>> Begin

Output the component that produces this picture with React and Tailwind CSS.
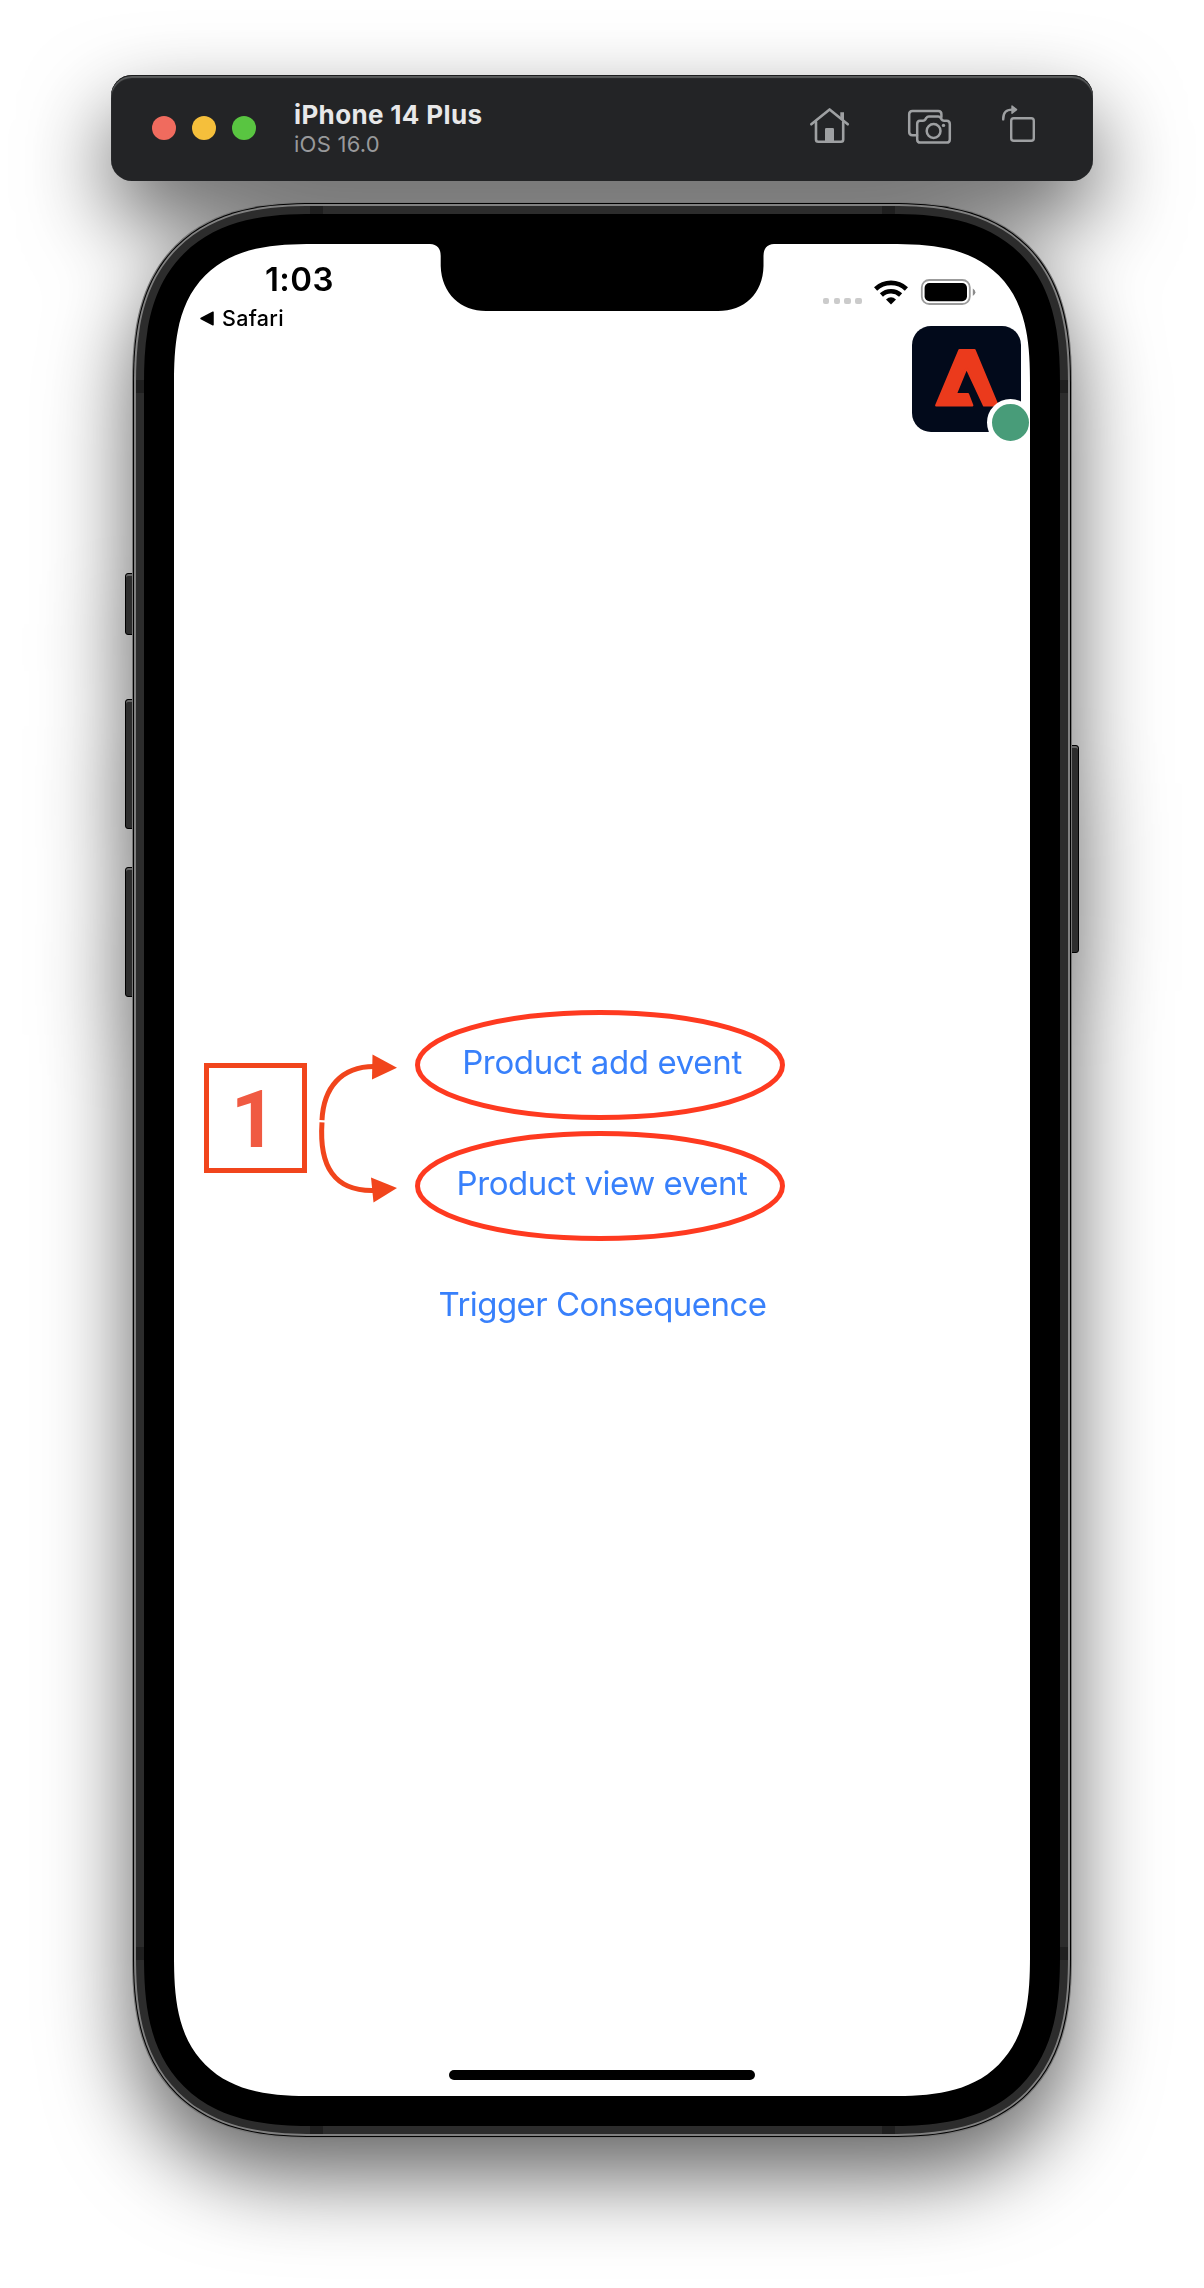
import React from "react";

function HomeIcon() {
  return (
    <svg className="mt-[30px] mr-[55px]" width="42" height="40" viewBox="809 105 42 40" fill="none" stroke="#9ea0a2" strokeWidth="2.6" strokeLinecap="round" strokeLinejoin="round">
      <path d="M811.3 124.3 L829.6 109.4 L847.8 124.3" />
      <path d="M816 122 V139.5 Q816 141.8 818.3 141.8 H841 Q843.2 141.8 843.2 139.5 V122" />
      <path d="M840.3 112.2 H844 V121 L840.3 118 Z" fill="#9ea0a2" stroke="none" />
      <path d="M825 129.3 Q825 128 826.3 128 H832.7 Q834 128 834 129.3 V142 H825 Z" fill="#9ea0a2" stroke="none" />
    </svg>
  );
}

function ScreenshotIcon() {
  return (
    <svg className="mt-[33px] mr-[48px]" width="46" height="38" viewBox="906 108 46 38" fill="none" stroke="#9ea0a2" strokeWidth="2.5" strokeLinecap="round" strokeLinejoin="round">
      <path d="M917 135.2 H912.5 Q909.2 135.2 909.2 132 V114.3 Q909.2 111 912.5 111 H938.3 Q941.4 111 941.4 114.3 V117" />
      <path d="M920 120.7 H923 Q924.6 120.7 925.3 119.5 L926.4 117.8 Q927.2 116.5 928.8 116.5 H938.2 Q939.8 116.5 940.6 117.8 L941.7 119.5 Q942.4 120.7 944 120.7 H946.6 Q949.8 120.7 949.8 124 V139.4 Q949.8 142.6 946.6 142.6 H920.4 Q917.2 142.6 917.2 139.4 V124 Q917.2 120.7 920 120.7 Z" />
      <circle cx="933.6" cy="131" r="6.9" />
      <circle cx="943.5" cy="125.4" r="1.7" fill="#9ea0a2" stroke="none" />
    </svg>
  );
}

function RotateIcon() {
  return (
    <svg className="mt-[28px]" width="36" height="42" viewBox="1000 103 36 42" fill="none" stroke="#9ea0a2" strokeWidth="2.4" strokeLinecap="round" strokeLinejoin="round">
      <rect x="1011.2" y="118.2" width="22.6" height="22.6" rx="2.6" />
      <path d="M1003.2 119.4 Q1003 109.6 1012 109.6" />
      <path d="M1012 106 L1016.6 109.6 L1012 113.2 Z" fill="#9ea0a2" strokeWidth="1.4" />
    </svg>
  );
}

function Toolbar() {
  return (
    <header className="relative flex h-[106px] w-[982px] items-center rounded-[21px] bg-[#232426] pl-[41px] shadow-[inset_0_1px_0_#1b1c1d,inset_0_3px_1px_#5a5c5d]">
      <div className="flex gap-4">
        <span className="size-6 rounded-full bg-[#f06b5e]" />
        <span className="size-6 rounded-full bg-[#f5bf3b]" />
        <span className="size-6 rounded-full bg-[#59c541]" />
      </div>
      <div className="ml-[38px] flex w-[300px] flex-col pb-px">
        <span className="h-[30px] text-[26px] leading-[30px] font-bold tracking-[0.35px] whitespace-nowrap text-[#e8e8e9]">iPhone 14 Plus</span>
        <span className="h-[26px] text-[22px] leading-[28px] tracking-[0.25px] whitespace-nowrap text-[#98999b]">iOS 16.0</span>
      </div>
      <div className="ml-auto flex items-start self-stretch pr-[57px]">
        <HomeIcon />
        <ScreenshotIcon />
        <RotateIcon />
      </div>
    </header>
  );
}

function Key({ className }) {
  return <span className={"absolute w-[12px] border border-black bg-[#2d2d2d] " + className} />;
}

function Notch() {
  return (
    <svg className="absolute top-0 left-[253px]" width="350" height="68" viewBox="0 0 350 68">
      <path d="M0 -1 V0 H3 Q13.7 0.5 13.7 12 V22 C14.5 50 34 67 59 67 H291 C317 67 336 50 336.5 22 V12 Q336.5 0.5 347 0 H350 V-1 Z" fill="#000" />
    </svg>
  );
}

function WifiIcon() {
  return (
    <svg width="34" height="25" viewBox="874 280 34 25" fill="none" stroke="#000" strokeWidth="4.6">
      <path d="M875.6 289 A22.5 22.5 0 0 1 906.4 289" />
      <path d="M881.4 295 A14.2 14.2 0 0 1 900.6 295" />
      <path d="M891 304.6 L886 299.5 Q891 295.2 896 299.5 Z" fill="#000" stroke="none" />
    </svg>
  );
}

function BatteryIcon() {
  return (
    <svg width="56" height="27" viewBox="920 279 56 27">
      <rect x="921.8" y="280" width="48" height="24" rx="7.5" fill="none" stroke="#9b9b9b" strokeWidth="1.8" />
      <rect x="924.6" y="283" width="42.4" height="18.2" rx="4.8" fill="#000" />
      <path d="M972.8 288.5 Q975.4 290 975.4 292.3 Q975.4 294.7 972.8 296 Z" fill="#8b8b8b" />
    </svg>
  );
}

function StatusBar() {
  return (
    <div className="flex h-[82px] justify-between pr-[54px] pl-[26px]">
      <div className="flex flex-col">
        <span className="mt-[14px] h-[42px] pl-[65px] text-[33px] leading-[42px] font-semibold tracking-[0.4px]">1:03</span>
        <span className="mt-[4px] flex h-[28px] items-center text-[21.5px] leading-[28px] font-medium tracking-[0.3px]">
          <svg className="mr-[8px]" width="14" height="15" viewBox="0 0 14 15">
            <path d="M1 7.5 L13 1.2 V13.8 Z" fill="#000" stroke="#000" strokeLinejoin="round" strokeWidth="1.5" />
          </svg>
          Safari
        </span>
      </div>
      <div className="mt-[35px] flex h-[27px] items-center">
        <div className="mt-[17px] mr-[12.5px] flex gap-[4.2px]">
          <span className="size-[6.5px] rounded-[2px] bg-[#cbcbcb]" />
          <span className="size-[6.5px] rounded-[2px] bg-[#cbcbcb]" />
          <span className="size-[6.5px] rounded-[2px] bg-[#cbcbcb]" />
          <span className="size-[6.5px] rounded-[2px] bg-[#cbcbcb]" />
        </div>
        <WifiIcon />
        <span className="w-[12px]" />
        <BatteryIcon />
      </div>
    </div>
  );
}

function AppBadge() {
  return (
    <div className="relative mr-[9.5px] h-[106px] w-[109px] self-end rounded-[19px] bg-[#020a1b]">
      <svg className="absolute top-[21px] left-[21px]" width="68" height="62" viewBox="933 347 68 62">
        <path d="M959.5 350 H974.5 L997.6 405.5 H984 L966.5 368 L955.8 394.2 H968 L972.3 405.5 H936.2 Z" fill="#eb3a1c" stroke="#eb3a1c" strokeWidth="2.2" strokeLinejoin="round" />
      </svg>
      <span className="absolute top-[73px] left-[75.5px] size-[47px] rounded-full border-[5.5px] border-white bg-[#489c79]" />
    </div>
  );
}

function Callout() {
  return (
    <>
      <div className="absolute top-[819px] left-[30px] flex h-[110px] w-[102.5px] items-center justify-center border-5 border-[#f1451c] pr-[3px] pt-[4px] font-['Roboto'] text-[80px] leading-none font-bold text-[#f05a42]">
        1
      </div>
      <svg className="absolute top-[806px] left-[136px]" width="94" height="160" viewBox="310 1050 94 160" fill="none" stroke="#f1451c" strokeWidth="5">
        <path d="M322 1120.2 C323.5 1088 341 1066.5 374 1066.5" />
        <path d="M322 1122.3 C319 1166 334 1191.5 374 1190.5" />
        <path d="M372.5 1054.5 L397 1067.8 L372 1079.5 Z" fill="#f1451c" stroke="none" />
        <path d="M371 1177.5 L397 1188 L373.5 1202.5 Z" fill="#f1451c" stroke="none" />
      </svg>
    </>
  );
}

function LinkButton({ children, circled, className }) {
  return (
    <button className={"relative flex h-[110px] w-[370px] items-center justify-center pb-[5px] text-[33px] leading-none whitespace-nowrap text-[#3880fb] " + className}>
      {circled && (
        <svg className="absolute inset-y-0 left-[-2px]" width="370" height="110" fill="none" stroke="#fe3a20" strokeWidth="5">
          <ellipse cx="185" cy="55" rx="182.5" ry="52.5" />
        </svg>
      )}
      {children}
    </button>
  );
}

function Screen() {
  return (
    <div className="relative flex h-[1852px] w-[856px] flex-col overflow-hidden rounded-[140px] bg-white text-black [corner-shape:superellipse(1.45)]">
      <Notch />
      <StatusBar />
      <AppBadge />
      <div className="mt-[578px] flex flex-col items-center gap-[11px]">
        <LinkButton circled className="tracking-[-0.35px]">Product add event</LinkButton>
        <LinkButton circled className="tracking-[-0.45px]">Product view event</LinkButton>
        <LinkButton className="pl-px tracking-[-0.55px]">Trigger Consequence</LinkButton>
      </div>
      <Callout />
      <div className="mt-auto mb-4 h-[10px] w-[306px] self-center rounded-full bg-black" />
    </div>
  );
}

function Phone() {
  return (
    <div className="relative mt-[22px]">
      <Key className="top-[370px] -left-[8px] h-[62px] rounded-l-[3px] shadow-[inset_0_2px_0_#666]" />
      <Key className="top-[496px] -left-[8px] h-[130px] rounded-l-[3px] shadow-[inset_0_2px_0_#666]" />
      <Key className="top-[664px] -left-[8px] h-[130px] rounded-l-[3px] shadow-[inset_0_2px_0_#666]" />
      <Key className="top-[542px] -right-[8px] h-[208px] rounded-r-[3px] shadow-[inset_0_2px_0_#666]" />
      <div className="relative rounded-[181px] bg-black p-px shadow-[0_0_0_1px_#777] [corner-shape:superellipse(1.35)]">
        <div className="rounded-[180px] bg-[#808080] p-[2px] [corner-shape:superellipse(1.35)]">
          <div className="relative overflow-hidden rounded-[178px] bg-[#2c2c2c] p-2 [corner-shape:superellipse(1.36)]">
            <span className="absolute inset-y-0 left-[174px] w-[13px] bg-[#1f1f1f]" />
            <span className="absolute inset-y-0 right-[173px] w-[13px] bg-[#1f1f1f]" />
            <span className="absolute inset-x-0 top-[174px] h-[13px] bg-[#1f1f1f]" />
            <span className="absolute inset-x-0 bottom-[174px] h-[13px] bg-[#1f1f1f]" />
            <div className="relative rounded-[170px] bg-black p-[30px] [corner-shape:superellipse(1.38)]">
              <Screen />
            </div>
          </div>
        </div>
      </div>
    </div>
  );
}

export default function App() {
  return (
    <main className="flex h-[2288px] w-[1204px] flex-col items-center overflow-hidden bg-white pt-[75px] font-['Inter',sans-serif]">
      <div className="flex flex-col items-center [filter:drop-shadow(0_38px_43px_rgba(0,0,0,0.61))]">
        <Toolbar />
        <Phone />
      </div>
    </main>
  );
}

>> End

● Exercise prompt:
Please reproduce the listing exactly from its opening line through the line that contains "import React from", both included, with all pictures omitted.

● Solution to this problem:
Output the component that produces this picture with React and Tailwind CSS.
import React from "react";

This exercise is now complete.